Many people have a dream retirement job while others retire so that they can dream. Steve Davies was in the first camp when he longed for a small vineyard of his own to plant in grapes, make top notch wine and fund his later years and create a job he loves. In 2002, he began to do just that, buying about four hectares of land on a windy, elevated site on Hall Road in Bannockburn, Central Otago. He built a modest house, planted three hectares of Pinot Noir right next to it and has since set about creating a successful brand of Pinot Noir. The Central Otago winemaker named his site and his wine Doctors Flat Vineyard Pinot Noir.

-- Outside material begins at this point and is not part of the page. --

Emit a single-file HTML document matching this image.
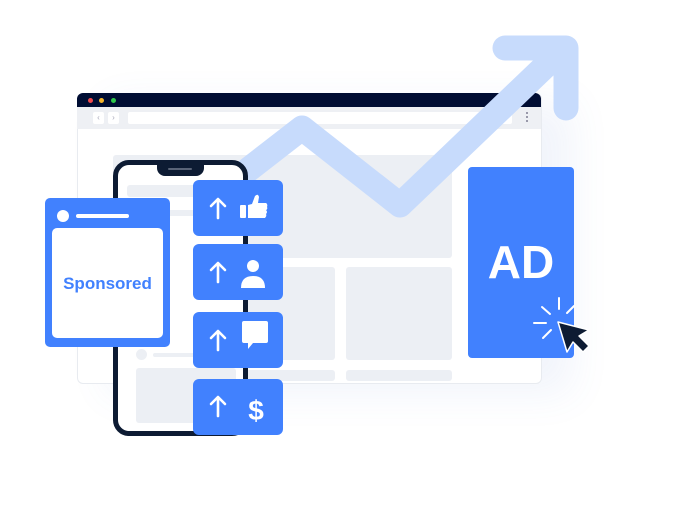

He has since added Chardonnay to the schist soils on site, which were carved out by glacial ice deposited approximately 480,000 years ago. It won’t take quite that long for his first Chardonnay to appear but he is in no rush to coax a full bodied, dry textural white from the site. It’ll take a couple of years for the first grapes to come on stream and when they do, he will wait until the flavours and structure of the crop can provide what he’s looking for.  In the meantime, Steve pours his energies into refining his Pinot Noir, adapting his pruning methods and farming the land along organic guidelines, though he is not certified organic yet.

Wine of the week

18.5/20
2017 Doctors Flat Bannockburn Pinot Noir $51.50
doctors.flat

The tight tannins in this wine are the result of super low crops in 2017, which wasn’t a hot year and had poor flowering in December, so the overall volume of wine was significantly reduced. Add to that a staunch nor’ westerly wind, which can cool off Doctors Flat Vineyard, creating thicker grape berry skins and more robust, dark fruit flavours, accentuated by savoury spice flavours and a firm, long finish. This wine is super youthful right now and will benefit hugely from another six to 12 months in bottle, which will give it time to mellow and get comfortable in its own firm tannic skin. It is a big, dark fruity style. Robust, potentially long lived, although perhaps not since it tastes deliciously spicy right now, when decanted and given time to open up in the glass.

  • The first vintage of Doctors Flat Bannockburn Pinot Noir was 2008 with 200 cases. This has grown now to about 800 cases, occasionally more, when the wind doesn’t decide to decimate potential production of Pinot.